What if we’re just as frightened of “being born” as we are of dying? Once you accept the idea that our souls or spirits or consciousness do not die, but are eternal, you can imagine how frightening it might be to face being born into a new existence. There is symmetry here that feels right. If my soul or consciousness is eternal, can it really be that it magically sprang into existence at the moment of my conception? One instant it didn’t exist, the next it did? It came from nowhere, out of nothing? No. I think eternity stretches in both directions.

I wish I could tell the “earlier me” that things worked out fine. There was nothing to fear. I don’t remember “dying” or being born and this life has been terrific. And why not assume the “next me” will do just as well? And will be a little more spiritually evolved thanks to the progress “this me” is making.

Why don’t (most of us) remember our “past lives?” I think it would be an awful distraction. Our purpose is to live each moment of this life fully. To grow through each day’s experience. Not to dwell on and puzzle over a life already lived. Lessons already learned. So we remain unaware of past and future lives, focused on the only life we can ever really live, this one.

And what about Heaven? Can it really be the cosmic end-of-the-line we’ve been taught? Have you ever really believed in this Sunday School heaven with streets of gold and God sitting on his judgment throne? Isn’t there more hope, more promise, in the ongoing spiritual journey?

As for Hell, we are all quite capable of creating our own, anytime, anywhere. And we do.
The idea of timeless existence fills me with a wonderful sense of anticipation. If, after 40 years, I’ve learned to stop worrying, does that mean I can go on to new challenges in this life (and the next)? If I’ve lived a life afraid to take chances, to risk, for fear of failure, will I conquer that fear next time? Can I take the spiritual progress f this life on to the next one? It seems right, doesn’t it?

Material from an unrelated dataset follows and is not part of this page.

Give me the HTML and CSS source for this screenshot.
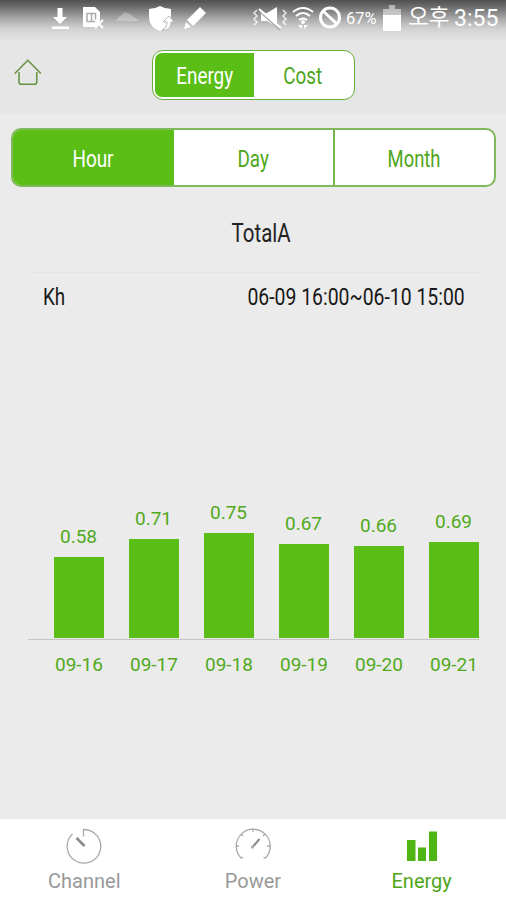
FILE: index.html
```html
<!DOCTYPE html>
<html lang="ko">
<head>
<meta charset="utf-8">
<title>Energy</title>
<link rel="stylesheet" href="styles.css">
</head>
<body>
<div class="app">
  <header class="top">
    <div class="status">
      <svg class="s-download" width="20" height="26" viewBox="0 0 20 26"><path d="M7.500 3h5v9h4.500L10 19 3 12h4.500zM2 21.500h17V24H2z"/></svg>
      <svg class="s-doc" width="24" height="26" viewBox="0 0 24 26"><path d="M1 2h12l5 5v9l-3 6H1z"/><path class="cut" d="M5 8.500h8.500v8H5zM9.500 9v8"/><path class="line" d="m13 15 8 8M21 15l-8 8"/></svg>
      <svg class="s-cloud" width="26" height="26" viewBox="0 0 26 26"><path d="M1 16 4 12 10 7l5 2 9 7z"/></svg>
      <svg class="s-shield" width="26" height="28" viewBox="0 0 26 28"><path d="M1 4q6 0 11-3 5 3 11 3v10q-2 8-11 12Q1 22 1 12z"/><path class="turn" d="M14 25q5-2 5-8h-4l6-6 5 6h-3q0 6-5 8z"/></svg>
      <svg class="s-pencil" width="25" height="26" viewBox="0 0 25 26"><path d="m17 2 6 6L10 21l-6-6zM3 17l5 5-7 2z"/></svg>
      <svg class="s-mute" width="34" height="26" viewBox="0 0 34 26"><path d="M8 8h6l10-6v20l-10-6H8z"/><path class="cut" d="m7 7 20 18"/><path class="line" d="m6 4 22 19"/><path class="line thin" d="M4 5 1 8l3 3-3 3 3 3-3 3M30 5l3 3-3 3 3 3-3 3 3 3"/></svg>
      <svg class="s-wifi" width="22" height="26" viewBox="0 0 22 26"><path class="line" d="M1 7q10-8 20 0M4 11q7-6 14 0M7 15q4-3 8 0"/><circle cx="11" cy="17" r="2"/><path d="M6 20h4v4zm6 0h4l-4 4z"/></svg>
      <svg class="s-ban" width="24" height="26" viewBox="0 0 24 26"><g class="ring"><circle cx="12" cy="12.500" r="9.500"/><path d="m5 6 14 13"/></g></svg>
      <span class="percent">67%</span>
      <svg class="s-battery" width="18" height="26" viewBox="0 0 18 26"><path class="faint" d="M6 0h6v4h6v22H0V4h6z"/><path d="M0 10h18v16H0z"/></svg>
      <span class="ampm">오후</span>
      <span class="clock">3:55</span>
    </div>
    <div class="bar">
      <svg class="home" width="28" height="28" viewBox="0 0 28 28"><path d="m.8 14.500 13-13.300 13 13.300M5 13v10q0 2.200 2.200 2.200h13.400q2.200 0 2.200-2.200V13"/></svg>
      <div class="toggle"><div class="option on"><span class="narrow">Energy</span></div><div class="option"><span class="narrow">Cost</span></div></div>
    </div>
  </header>
  <main class="main">
    <div class="tabs"><div class="tab on"><span class="narrow">Hour</span></div><div class="tab"><span class="narrow">Day</span></div><div class="tab"><span class="narrow">Month</span></div></div>
    <h1 class="title"><span class="narrow">TotalA</span></h1>
    <div class="info"><span class="narrow left">Kh</span><span class="narrow right">06-09 16:00~06-10 15:00</span></div>
    <div class="chart">
      <div class="col"><span>0.58</span><div class="fill" style="height:81px"></div></div>
      <div class="col"><span>0.71</span><div class="fill" style="height:99px"></div></div>
      <div class="col"><span>0.75</span><div class="fill" style="height:105px"></div></div>
      <div class="col"><span>0.67</span><div class="fill" style="height:94px"></div></div>
      <div class="col"><span>0.66</span><div class="fill" style="height:92px"></div></div>
      <div class="col"><span>0.69</span><div class="fill" style="height:96px"></div></div>
    </div>
    <div class="dates"><span>09-16</span><span>09-17</span><span>09-18</span><span>09-19</span><span>09-20</span><span>09-21</span></div>
  </main>
  <nav class="nav">
    <div class="item"><svg width="36" height="36" viewBox="0 0 36 36"><path d="M17.500 8.500V1.500a16.800 16.800 0 1 1-11 4.500"/><path class="needle" d="m10.500 10 8 8"/></svg><span>Channel</span></div>
    <div class="item"><svg width="36" height="36" viewBox="0 0 36 36"><path d="M8 29.500l-2 .5A17 17 0 1 1 30.500 30L28.500 29.500M18 1v3M1 18h3M32 18h3M6 6l2 2M30 6l-2 2"/><path class="pointer" d="m18.500 18 6-7"/><circle cx="17.500" cy="19" r="1"/></svg><span>Power</span></div>
    <div class="item active"><svg width="36" height="36" viewBox="0 0 36 36"><path d="M3 12h8.500v21H3zM14 19.500h8V33h-8zM25 3.500h8V33h-8z"/></svg><span>Energy</span></div>
  </nav>
</div>
</body>
</html>
```
FILE: styles.css
```css
* { box-sizing: border-box; }
body { margin: 0; font-family: Roboto, "Noto Sans CJK KR", sans-serif; }
.app { width: 506px; height: 900px; display: flex; flex-direction: column; overflow: hidden; background: #ebebeb; }
.top { height: 114px; background: linear-gradient(#505050 0, #777 9px, #aaa 19px, #d2d2d2 29px, #e6e6e6 42px); }
.status { height: 40px; display: flex; align-items: flex-start; padding: 5px 0 0 50px; color: #fff; white-space: nowrap; }
.status svg { fill: #fff; flex: none; }
.status span { flex: none; }
.status .cut { fill: none; stroke: #aaa; stroke-width: 1.5; }
.status .line { fill: none; stroke: #fff; stroke-width: 2; }
.status .thin { stroke-width: 1.5; opacity: .8; }
.status .ring { fill: none; stroke: #fff; stroke-width: 3; }
.status .turn { stroke: #bbb; stroke-width: 1; }
.status .faint { opacity: .5; }
.s-doc { margin-left: 12px; }
.s-cloud { margin-left: 9px; opacity: .3; }
.s-shield { margin-left: 7px; }
.s-pencil { margin-left: 9px; }
.s-mute { margin-left: 45px; }
.s-wifi { margin-left: 5px; }
.s-ban { margin-left: 4px; }
.percent { width: 37px; margin-left: 4px; font-size: 16.5px; line-height: 28px; }
.ampm { width: 46px; margin-left: 7px; font-size: 22.5px; line-height: 25px; }
.clock { font-size: 23px; line-height: 27px; }
.bar { display: grid; grid-template-columns: 152px 203px 1fr; padding-top: 10px; }
.home { margin: 9px 0 0 14px; fill: none; stroke: #66913f; stroke-width: 1.5; }
.toggle { height: 50px; display: flex; border: 1.5px solid #69ae3c; border-radius: 11px; background: #fff; padding: 2px; font-size: 23px; }
.option { flex: 1; display: flex; align-items: center; justify-content: center; padding: 2px 0 0 0; color: #4fa51a; }
.option.on { padding-left: 1px; background: #5abe16; color: #fff; border-radius: 7px 0 0 7px; }
.narrow { display: inline-block; transform: scaleX(.82); white-space: nowrap; }
.main { flex: 1; padding-top: 14px; }
.tabs { width: 485px; height: 59px; margin-left: 11px; display: grid; grid-template-columns: 161px 161px 1fr; border: 2px solid #80b95c; border-radius: 10px; overflow: hidden; background: #fff; color: #4fa51a; font-size: 23px; }
.tab { display: flex; align-items: center; justify-content: center; padding-top: 3px; }
.tab + .tab { border-right: 2px solid #76b54c; }
.tab:last-child { border-right: 0; }
.tab:last-child .narrow { transform: scaleX(.8); }
.tab.on { background: #5abe16; color: #fff; padding-right: 2px; }
.title { margin: 0; height: 85px; padding: 31px 0 0 16px; text-align: center; font-size: 25px; line-height: 32px; font-weight: 400; color: #222; }
.info { margin: 0 26px 0 28px; height: 50px; display: flex; justify-content: space-between; padding: 0 15px; border-top: 1px solid #e5e5e5; font-size: 23px; line-height: 49px; color: #181818; }
.left { transform-origin: left; }
.right { transform: scaleX(.843); transform-origin: right; }
.chart { margin: 0 27px 0 28px; height: 318px; padding: 0 0 1px 25.5px; display: flex; align-items: flex-end; gap: 25px; border-bottom: 1px solid #c4c4c4; }
.col { width: 50px; flex: none; display: flex; flex-direction: column; align-items: center; color: #51a91c; font-size: 19px; }
.col span { line-height: 22px; margin-bottom: 9px; }
.fill { width: 50px; background: #5abe16; }
.dates { display: grid; grid-template-columns: repeat(6, 75px); margin: 13px 0 0 41.5px; text-align: center; color: #51a91c; font-size: 19px; line-height: 24px; }
.nav { height: 81px; background: #fff; display: grid; grid-template-columns: repeat(3, 1fr); color: #999; font-size: 20px; }
.item { display: flex; flex-direction: column; align-items: center; padding-top: 9px; }
.item svg { fill: none; stroke: #aaa; stroke-width: 1.3; }
.item span { line-height: 25px; margin-top: 5px; }
.item .needle { stroke: #888; stroke-width: 2.5; }
.item .pointer { stroke: #888; stroke-width: 2; }
.item.active { color: #4fa51a; }
.item.active svg { fill: #4eb512; stroke: none; }
```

And equally logical that I’ll take unsolved challenges with me as well. But how many people do you know who expect to leave their enemies behind when they go to “their reward”. Smug in the knowledge those enemies are now paying for their sins.

No, I think He or She would say, “Don’t talk to me about right or wrong, your job is your own spiritual growth. As long as you feel hate, or anger, or guilt, or worry… keep working on it. And to help you, I’ve got a limitless number of real-life situations for you to practice on.”

Does this mean I can coast through this life, dodging spiritual challenges, procrastinating on into eternity? I don’t think so. I’d love to hit that next life free and clear (to the extent that is possible). Unencumbered. I want to put worry and fear and self-doubt behind me now. I want the “next me” to have every opportunity for continued growth. Let’s drop some of this baggage. God knows how many lifetimes I’ve been hauling it (for those who need another reason for not recalling past lives).

The idea of the spirit or consciousness living on past what we call death raises the question of friends and loved ones living (again) among us. Should be sad we don’t recognize them nor they us? No.

First, they have new lessons to learn and new people and experiences will help. In our own lives we tend to find and remain in comfort zones. We do the same things, with the same people, throughout most of our lives. Only when we force ourselves (or are forced) into new situations, do we see real growth and progress. It would be like staying in the first grade for 12 years. We know the teacher and our classmates and the lessons. It’s safe and comfortable. But instead, we are forced to move on to new schools, new rooms, new teachers and classmates, new lessons. Secondly, and perhaps even more importantly, there is a unity of all consciousness. The essence of each of us, exists in all of us. That essence is part of the reborn consciousness of friends and loved ones. One more lesson: Look for and recognize the things we loved about that person, in all people.